Psalm 1 is itself a text that implicitly asks where wisdom is to
be found. It speaks in a tone of voice
that an Israelite reciter might have recognised from wisdom literature, its
basic form a contrast between two ways of life that would be familiar to any
reader of Proverbs. We might expect such
a form to contain, say, advice at once poetic and domestic on how an individual
should live his life: advice from a father to a son, perhaps; advice on how to
live a well-ordered, fruitful and peaceable life. Psalm 1, however, fills this sapiential form
with slightly different content. Jerome
Creach, focusing on verse 3a ('He is like a tree planted by streams of water'), argues that Israelite
reciters would have assumed this to be a tree planted and tended specifically
in the temple precincts and then would have found that this
temple-flavoured imagery had been used to speak about the security provided by Torah.[2]

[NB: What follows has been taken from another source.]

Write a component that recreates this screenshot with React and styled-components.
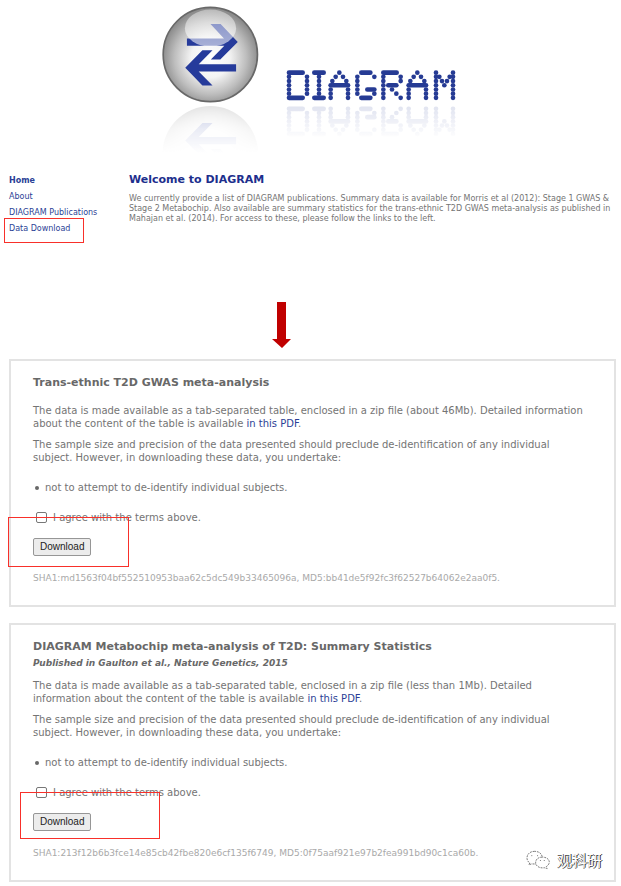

For an Israelite reciter, the Psalm might
have suggested that wisdom (both the kind of 'knowledge of what to do' that
fathers pass on to sons, mothers to daughters,[3]
and the kind of wisdom that is the shape of a life well-regulated by
participation in the temple cultus) is anchored and established most securely
by Torah. Torah is where the Israelite reciter can hope
to find the true shape of living. Where shall wisdom be found, according
to the Israelite's recitation of this text?
In the delightful Torah of God.
For other
reciters, the Psalm will mean something different. When the reciter of the Psalm is no longer an
Israelite follower of Torah, but a North African Christian bishop, for example,
the context in which the recitation takes place decisively reshapes the
meaning. Augustines commentary on the Psalm begins:
'Blessed is the man who has not gone off (abiit) in the counsel of the
ungodly.' This should be understood to
be about our Lord Jesus Christ, the man of the Lord (homine Dominico). 'Blessed
is the man who has not gone off in the counsel of the ungodly,' as the earthly
man did [i.e. Adam see 1 Corinthians 15:47], who gave in to his
serpent-deceived wife, and transgressed the commandment of God. 'Nor stood in the way of sinners.' For although he entered the way of sinners,
by being born as sinners are, he [our Lord Jesus Christ] did not 'stand' in it,
because the enticements of the world did not hold him.[4]
The Psalm's contrast between the righteous and the wicked is no longer
read as a contrast between the Torah-observer and the mocker. It is re-read as the contrast between Christ
and Adam, and Augustine sees the Psalm as a description of the roots and nature
of sin and righteousness, the legacies respectively of Adam and Christ.[5] And it is hard to see, in the context in
which he recited the Psalm, how Augustine could have read any differently. If this Psalm presents any kind of
paradigmatic description of sin and righteousness, then of course it is about Adam and Christ. That is simply obvious, for Augustine.
Of course, there are others in the
Patristic tradition who don't provide a Christological reading of the Psalm
including such substantial figures as Basil of Caesarea in the East and Hilary
and Ambrose in the West; there are some who reject the whole idea more
forcefully, such as Diodore of Tarsus and Theodore of Mopsuestia.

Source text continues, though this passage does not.